_TO DO_.
For the entries that follow, tally the lines holding the string "Output". Give the total and nothing else.

---*---

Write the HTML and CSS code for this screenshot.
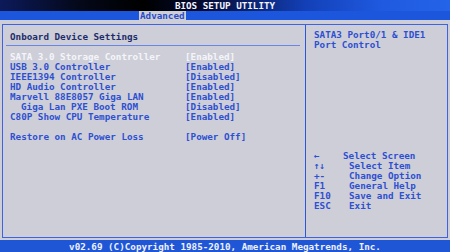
FILE: index.html
```html
<!DOCTYPE html>
<html lang="en">
<head>
  <meta charset="UTF-8" />
  <meta name="viewport" content="width=device-width, initial-scale=1.0" />
  <title>BIOS Setup Utility</title>
  <link rel="stylesheet" href="styles.css">
</head>
<body>
  <div class="screen">
    <!-- Barra de titulo -->
    <header class="titlebar">BIOS SETUP UTILITY</header>

    <nav class="tabs">
      <span class="tab activo">Advanced</span>
    </nav>

    <main class="cuerpo">
      <div class="marco">
        <section class="panel-izq">
          <h1 class="encabezado">Onboard Device Settings</h1>

          <ul class="ajustes">
            <li class="fila seleccionada"><span class="etiqueta">SATA 3.0 Storage Controller</span><span class="valor">[Enabled]</span></li>
            <li class="fila"><span class="etiqueta">USB 3.0 Controller</span><span class="valor">[Enabled]</span></li>
            <li class="fila"><span class="etiqueta">IEEE1394 Controller</span><span class="valor">[Disabled]</span></li>
            <li class="fila"><span class="etiqueta">HD Audio Controller</span><span class="valor">[Enabled]</span></li>
            <li class="fila"><span class="etiqueta">Marvell 88E8057 Giga LAN</span><span class="valor">[Enabled]</span></li>
            <li class="fila"><span class="etiqueta sub">Giga Lan PXE Boot ROM</span><span class="valor">[Disabled]</span></li>
            <li class="fila"><span class="etiqueta">C80P Show CPU Temperature</span><span class="valor">[Enabled]</span></li>
            <li class="fila vacia"></li>
            <li class="fila"><span class="etiqueta">Restore on AC Power Loss</span><span class="valor">[Power Off]</span></li>
          </ul>
        </section>

        <aside class="panel-der">
          <p class="ayuda">SATA3 Port0/1 &amp; IDE1<br>Port Control</p>

          <ul class="teclas">
            <li class="tecla corta"><span class="clave">&larr;</span><span>Select Screen</span></li>
            <li class="tecla"><span class="clave">&uarr;&darr;</span><span>Select Item</span></li>
            <li class="tecla"><span class="clave">+-</span><span>Change Option</span></li>
            <li class="tecla"><span class="clave">F1</span><span>General Help</span></li>
            <li class="tecla"><span class="clave">F10</span><span>Save and Exit</span></li>
            <li class="tecla"><span class="clave">ESC</span><span>Exit</span></li>
          </ul>
        </aside>
      </div>
    </main>

    <footer class="estado">v02.69 (C)Copyright 1985-2010, American Megatrends, Inc.</footer>
  </div>
</body>
</html>
```

FILE: styles.css
```css
body {
  margin: 0;
  background: #1f56d6;
  font-family: 'DejaVu Sans Mono', 'Liberation Mono', monospace;
  font-size: 9.25px;
  font-weight: bold;
  line-height: 10px;
}

.screen {
  width: 450px;
  height: 252px;
  display: flex;
  flex-direction: column;
  overflow: hidden;
}

.titlebar {
  height: 11px;
  line-height: 11px;
  text-align: center;
  color: #f2f4ff;
  background: linear-gradient(90deg, #0c1a5a 0%, #040818 18%, #000 32%, #030a30 45%, #1340b8 68%, #1f5ae0 85%, #2464e8 100%);
}

.tabs {
  height: 9px;
  background: #1b56dc;
  padding-left: 139px;
}

.tab {
  display: inline-block;
  height: 9px;
  line-height: 9px;
  padding: 0 1px;
  color: #2a4cc8;
  background: #cdced8;
}

.cuerpo {
  flex: 1;
  background: #cdced7;
  padding: 4px 2px 2px 2px;
}

.marco {
  height: 100%;
  box-sizing: border-box;
  border: 1px solid #3f62de;
  display: flex;
}

.panel-izq {
  width: 302px;
  border-right: 1px solid #2f55dc;
}

.encabezado {
  margin: 0;
  padding: 7px 0 0 7px;
  font-size: 9.25px;
  line-height: 10px;
  color: #1e2c6c;
}

.panel-izq .encabezado::after {
  content: "";
  display: block;
  height: 1px;
  margin: 3px 5px 6px -4px;
  background: #6a86e4;
}

.ajustes {
  list-style: none;
  margin: 0;
  padding: 0;
}

.fila {
  display: flex;
  height: 10px;
  color: #2d50d2;
}

.etiqueta {
  width: 175px;
  padding-left: 7px;
  white-space: pre;
}

.etiqueta.sub {
  width: 164px;
  padding-left: 18px;
}

.seleccionada {
  color: #f4f5fb;
}

.panel-der {
  flex: 1;
  padding: 5px 0 0 8px;
  color: #2d50d2;
  display: flex;
  flex-direction: column;
}

.ayuda {
  margin: 0;
}

.teclas {
  list-style: none;
  margin: 101px 0 0 0;
  padding: 0;
}

.tecla {
  display: flex;
  height: 10px;
}

.clave {
  width: 35px;
}

.tecla.corta .clave {
  width: 29px;
}

.estado {
  height: 12px;
  line-height: 13px;
  text-align: center;
  color: #eef1ff;
  background: #1f56d6;
}
```
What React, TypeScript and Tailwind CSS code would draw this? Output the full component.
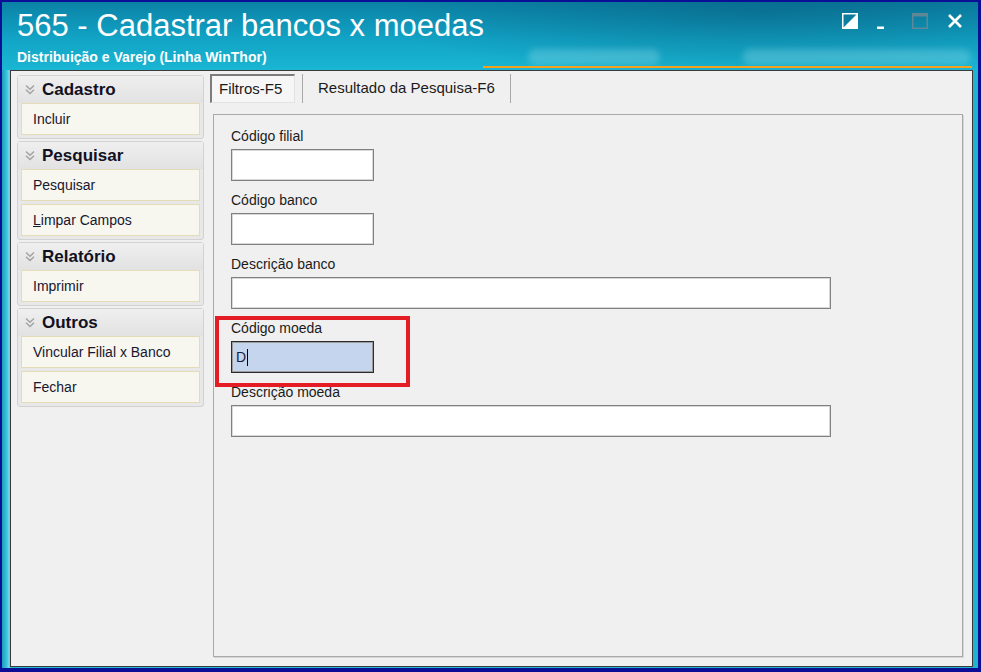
import type { ReactNode } from "react";

const sans = "font-['Liberation_Sans',Arial,sans-serif]";

// double "v" marker used on the side menu headers
function Chevrons() {
  return (
    <svg width="10" height="11" viewBox="0 0 10 11" className="shrink-0">
      <path d="M1 1.5 5 5.2 9 1.5M1 5.8 5 9.5 9 5.8" fill="none" stroke="#a2a2a2" strokeWidth="1.4" />
    </svg>
  );
}

function Group({ title, items }: { title: string; items: ReactNode[] }) {
  return (
    <div className="rounded-[3px] border border-[#d2d2d2] bg-[#e8e8e8] pb-[3px]">
      <div className="flex h-[27px] items-center gap-[7px] pl-[7px] bg-[linear-gradient(#efefef,#e2e2e2)]">
        <Chevrons />
        <span className="text-[17px] font-bold text-[#111122]">{title}</span>
      </div>
      <div className="flex flex-col gap-[3px] px-[3px]">
        {items.map((it, i) => (
          <div
            key={i}
            className="flex h-[32px] items-center border border-[#e3dcb6] bg-[#f7f6ef] pl-[11px] text-[14px] text-[#17172f]"
          >
            {it}
          </div>
        ))}
      </div>
    </div>
  );
}

function Field({ label, wide, focused }: { label: string; wide?: boolean; focused?: boolean }) {
  return (
    <div className="flex flex-col">
      <div className="h-[20px] text-[14px] leading-[20px] text-[#1b1b1b]">{label}</div>
      {focused ? (
        <div className="mt-[3px] flex h-[32px] w-[143px] items-center border border-[#2b2b2b] bg-[#c5d5ee] pl-[4px] text-[14px] text-[#1b1b3b] shadow-[inset_0_0_0_1px_#9c9c9c]">
          D<span className="ml-[1px] h-[17px] w-px bg-black" />
        </div>
      ) : (
        <div
          className={`mt-[3px] h-[32px] border border-[#808080] bg-white shadow-[inset_0_0_0_1px_#d8d8d8] ${wide ? "w-[600px]" : "w-[143px]"}`}
        />
      )}
    </div>
  );
}

function TitleButtons() {
  return (
    <div className="flex items-start gap-[19px] pr-[15px] pt-[11px]">
      <svg width="16" height="16" viewBox="0 0 16 16">
        <rect x="0.75" y="0.75" width="14.5" height="14.5" fill="none" stroke="#fff" strokeWidth="1.5" />
        <path d="M1 15 15 1v14z" fill="#fff" />
      </svg>
      <svg width="16" height="16" viewBox="0 0 16 16">
        <rect x="0" y="13.5" width="7" height="2.5" fill="#fff" />
      </svg>
      <svg width="16" height="16" viewBox="0 0 16 16">
        <rect x="0.75" y="0.75" width="14.5" height="14.5" fill="none" stroke="#5f8795" strokeWidth="1.5" />
        <rect x="1" y="1" width="14" height="2.5" fill="#5f8795" />
      </svg>
      <svg width="16" height="16" viewBox="0 0 16 16">
        <path d="M2 2 14 14M14 2 2 14" stroke="#fff" strokeWidth="2.6" />
      </svg>
    </div>
  );
}

export default function App() {
  return (
    <div className={`h-[672px] w-[981px] bg-[#0b0f96] pb-[4px] pl-[2px] pr-[3px] pt-[2px] ${sans}`}>
      <div className="flex h-full flex-col bg-[linear-gradient(90deg,#1a9fc0,#3cc6dc_5px,#7fd7e6_7px,#23b8d3_9px,#1fb3cf)] pb-[1px]">
        {/* caption */}
        <div className="relative flex h-[68px] justify-between overflow-hidden bg-[radial-gradient(ellipse_380px_70px_at_760px_10px,rgba(0,50,80,0.28),transparent),linear-gradient(180deg,#0b82a6,#12a4c6_55%,#1ab6d3)]">
          <div className="pl-[15px] pt-[6px] text-white">
            <div className="text-[31px] leading-[36px]">565 - Cadastrar bancos x moedas</div>
            <div className="mt-[5px] text-[14px] font-bold leading-[16px]">Distribuição e Varejo (Linha WinThor)</div>
          </div>
          <TitleButtons />
          <div className="absolute bottom-[5px] left-[526px] h-[16px] w-[132px] rounded-full bg-[#9fe2ee]/30 blur-[3px]" />
          <div className="absolute bottom-[5px] left-[741px] h-[16px] w-[228px] rounded-full bg-[#9fe2ee]/30 blur-[3px]" />
          <div className="absolute bottom-[2px] left-[481px] right-[6px] h-[2px] bg-[#f4a11e]" />
        </div>

        {/* client area */}
        <div className="ml-[8px] flex h-[597px] w-[963px] border border-[#3b3b3b] bg-[#f0f0f0] pt-[3px]">
          <div className="ml-[6px] mt-[1px] flex w-[187px] flex-col gap-[2px]">
            <Group title="Cadastro" items={["Incluir"]} />
            <Group
              title="Pesquisar"
              items={[
                "Pesquisar",
                <span key="l">
                  <span className="underline">L</span>impar Campos
                </span>,
              ]}
            />
            <Group title="Relatório" items={["Imprimir"]} />
            <Group title="Outros" items={["Vincular Filial x Banco", "Fechar"]} />
          </div>

          <div className="ml-[6px] mr-[9px] flex flex-1 flex-col pb-[9px]">
            <div className="flex h-[29px] items-stretch text-[15px] text-[#1b1b1b]">
              <div className="flex w-[85px] items-center border-l-2 border-t-2 border-b border-r border-b-[#e2e2e2] border-l-[#7c7c7c] border-r-[#e2e2e2] border-t-[#7c7c7c] bg-[#f6f6f6] pl-[7px]">
                Filtros-F5
              </div>
              <div className="ml-[7px] flex items-center border-l border-r border-[#a8a8a8] px-[15px]">
                Resultado da Pesquisa-F6
              </div>
            </div>

            <div className="ml-[3px] mt-[11px] flex flex-1 flex-col gap-[9px] border border-[#a9a9a9] pl-[17px] pt-[11px] shadow-[1px_1px_0_#d6d6d6]">
              <Field label="Código filial" />
              <Field label="Código banco" />
              <Field label="Descrição banco" wide />
              <div className="relative">
                <Field label="Código moeda" focused />
                <div className="absolute -left-[16px] -top-[2px] h-[71px] w-[195px] border-4 border-[#e41c24]" />
              </div>
              <Field label="Descrição moeda" wide />
            </div>
          </div>
        </div>
      </div>
    </div>
  );
}
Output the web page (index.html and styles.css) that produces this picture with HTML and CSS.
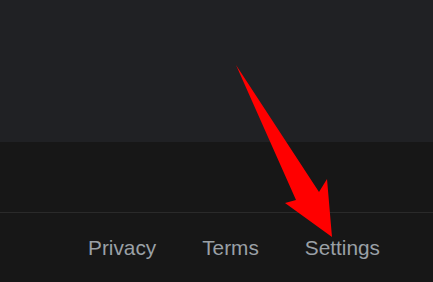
FILE: index.html
```html
<!DOCTYPE html>
<html lang="en">
<head>
    <meta charset="UTF-8">
    <meta name="viewport" content="width=device-width, initial-scale=1.0">
    <title>Footer</title>
    <link rel="stylesheet" href="styles.css">
</head>
<body>

<div class="page">
    <!-- Main content area -->
    <div class="content"></div>

    <!-- Country bar -->
    <div class="country-bar"></div>

    <!-- Footer links -->
    <div class="footer">
        <a href="#">Privacy</a>
        <a href="#">Terms</a>
        <a href="#">Settings</a>
    </div>

    <!-- Annotation arrow -->
    <svg class="arrow" width="433" height="282" viewBox="0 0 433 282">
        <polygon points="236,65 319,192 327,179 332,237 285,203 296,200" fill="#ff0000"/>
    </svg>
</div>

</body>
</html>
```

FILE: styles.css
```css
body {
    margin: 0;
    padding: 0;
    background-color: #171717;
    font-family: Arial, "Liberation Sans", sans-serif;
}

.page {
    position: relative;
    width: 433px;
    height: 282px;
    overflow: hidden;
}

.content {
    height: 142px;
    background-color: #202124;
}

.country-bar {
    height: 70px;
    background-color: #171717;
    border-bottom: 1px solid #2a2a2a;
}

.footer {
    display: flex;
    justify-content: flex-end;
    gap: 46px;
    padding: 23px 53px 0 0;
}

.footer a {
    color: #9aa0a6;
    font-size: 20.8px;
    text-decoration: none;
}

.arrow {
    position: absolute;
    top: 0;
    left: 0;
}
```
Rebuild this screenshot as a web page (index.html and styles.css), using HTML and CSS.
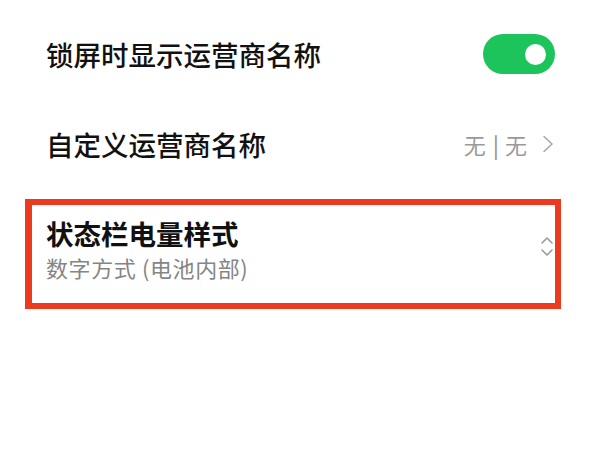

---*---

_IN RESPONSE_.
2